The 29% one-month rally is the defining fact entering this print. OEC gained nearly 10% on the week alone, closing Wednesday at $8.20 and sitting above every published price target on the Street. Options traders have leaned hard into that momentum: the put/call ratio has collapsed to 0.021, near its 52-week low of 0.016 and well below the 20-day average of 0.036. That is one of the most call-skewed readings of the past year — investors are paying for upside, not protection. Peers across commodity chemicals moved in the same direction, with KRO and HUN each up roughly 8-10% on the week, suggesting a sector-wide re-rating rather than a purely OEC-specific move.
The analyst community, however, has not followed the stock higher. UBS holds a Neutral rating with a $7.00 target — raised from $6.50 in April — while Mizuho carries an Underperform with a $5.25 target. JP Morgan, which cut to Underweight in late 2025, has a $5.00 target on the name. Every firm has been raising targets in small increments, but none has upgraded, and none has a price objective within striking distance of where the stock now trades. The factor data adds one genuine positive: OEC's EPS surprise rank scores in the 94th percentile, meaning the company has a strong track record of beating estimates. The 30-day EPS momentum score is also elevated at 82nd percentile — analysts have been lifting near-term forecasts into the print.

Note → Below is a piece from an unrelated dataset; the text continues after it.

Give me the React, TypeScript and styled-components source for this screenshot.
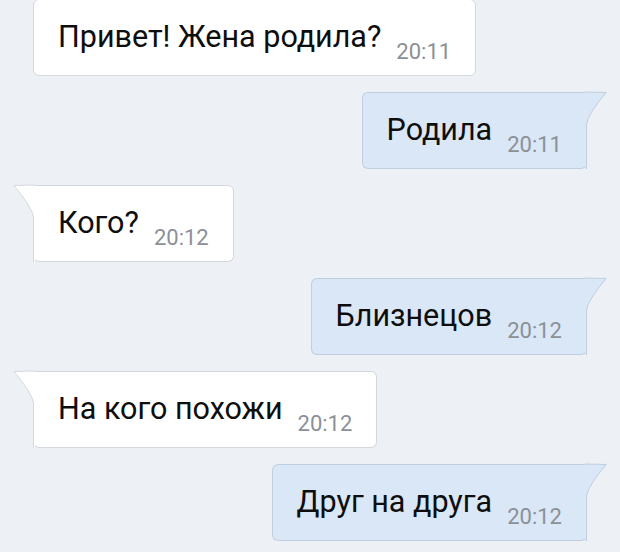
import styled, { createGlobalStyle } from 'styled-components';

const GlobalStyle = createGlobalStyle`
  html, body {
    margin: 0;
    padding: 0;
    background: #edf0f5;
  }
  body {
    font-family: Roboto, 'Noto Sans', sans-serif;
  }
`;

type Side = 'in' | 'out';

const messages: { text: string; time: string; side: Side }[] = [
  { text: 'Привет! Жена родила?', time: '20:11', side: 'in' },
  { text: 'Родила', time: '20:11', side: 'out' },
  { text: 'Кого?', time: '20:12', side: 'in' },
  { text: 'Близнецов', time: '20:12', side: 'out' },
  { text: 'На кого похожи', time: '20:12', side: 'in' },
  { text: 'Друг на друга', time: '20:12', side: 'out' },
];

const Chat = styled.div`
  width: 620px;
  height: 552px;
  overflow: hidden;
  display: flex;
  flex-direction: column;
  gap: 16px;
  padding: 0 33px;
  box-sizing: border-box;
  margin-top: -1px;
`;

const Bubble = styled.div<{ $side: Side; $tail: boolean }>`
  position: relative;
  align-self: ${(p) => (p.$side === 'in' ? 'flex-start' : 'flex-end')};
  display: flex;
  align-items: center;
  gap: 15px;
  height: 77px;
  box-sizing: border-box;
  padding: 0 24px 0 24px;
  background: ${(p) => (p.$side === 'in' ? '#ffffff' : '#dae7f6')};
  border: 1px solid ${(p) => (p.$side === 'in' ? '#d3d8df' : '#c0cfe0')};
  border-radius: 6px;
  ${(p) =>
    p.$tail && p.$side === 'in' ? 'border-top-left-radius: 0; border-left-color: transparent;' : ''}
  ${(p) =>
    p.$tail && p.$side === 'out' ? 'border-top-right-radius: 0; border-right-color: transparent;' : ''}
`;

const Text = styled.span`
  font-size: 30.5px;
  line-height: 36px;
  margin-bottom: 2px;
  color: #0e0e0e;
  white-space: nowrap;
`;

const Time = styled.span`
  font-size: 22px;
  line-height: 22px;
  margin-top: 28px;
  color: #8b9097;
`;

const TailSvg = styled.svg<{ $side: Side }>`
  position: absolute;
  top: -1px;
  ${(p) => (p.$side === 'in' ? 'left: -21px;' : 'right: -21px;')}
  width: 22px;
  height: 77px;
  overflow: visible;
`;

function Tail({ side }: { side: Side }) {
  const fill = side === 'in' ? '#ffffff' : '#dae7f6';
  const stroke = side === 'in' ? '#d3d8df' : '#c0cfe0';
  if (side === 'in') {
    return (
      <TailSvg $side={side} viewBox="0 0 22 77">
        <path d="M21 0 L1 0 Q0 0 1 1.5 Q19 22 21 32 L21 77 L22 77 L22 0 Z" fill={fill} />
        <path d="M22 0 L1 0.5 Q19 22 20.5 32 L20.5 77" fill="none" stroke={stroke} strokeWidth="1" />
      </TailSvg>
    );
  }
  return (
    <TailSvg $side={side} viewBox="0 0 22 77">
      <path d="M1 0 L21 0 Q22 0 21 1.5 Q3 22 1 32 L1 77 L0 77 L0 0 Z" fill={fill} />
      <path d="M0 0 L21 0.5 Q3 22 1.5 32 L1.5 77" fill="none" stroke={stroke} strokeWidth="1" />
    </TailSvg>
  );
}

export default function App() {
  return (
    <>
      <GlobalStyle />
      <Chat>
        {messages.map((m, i) => {
          const tail = i > 0;
          return (
            <Bubble key={i} $side={m.side} $tail={tail}>
              {tail && <Tail side={m.side} />}
              <Text>{m.text}</Text>
              <Time>{m.time}</Time>
            </Bubble>
          );
        })}
      </Chat>
    </>
  );
}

Short sellers are not positioned for a reversal. SI is running at roughly 3% of free float, down about 9% over the past month, and availability is extraordinarily loose at over 6,000% of short interest — the lending market is placing no pressure on this stock in either direction. Cost to borrow is just over 1%, essentially nominal. Whatever the print delivers, a short-driven squeeze is not part of the setup.
The last two earnings events produced sharply divergent reactions: the stock gained 6.5% after the most recent print and fell 8.6% the time before, with a five-day follow-through loss of over 21%. Today's report is therefore less a question of beat-or-miss and more a test of whether underlying fundamentals — volume, margins, and demand signals from the carbon black market — can justify a valuation that has already raced well past what the bears, and even the neutrals, thought was fair.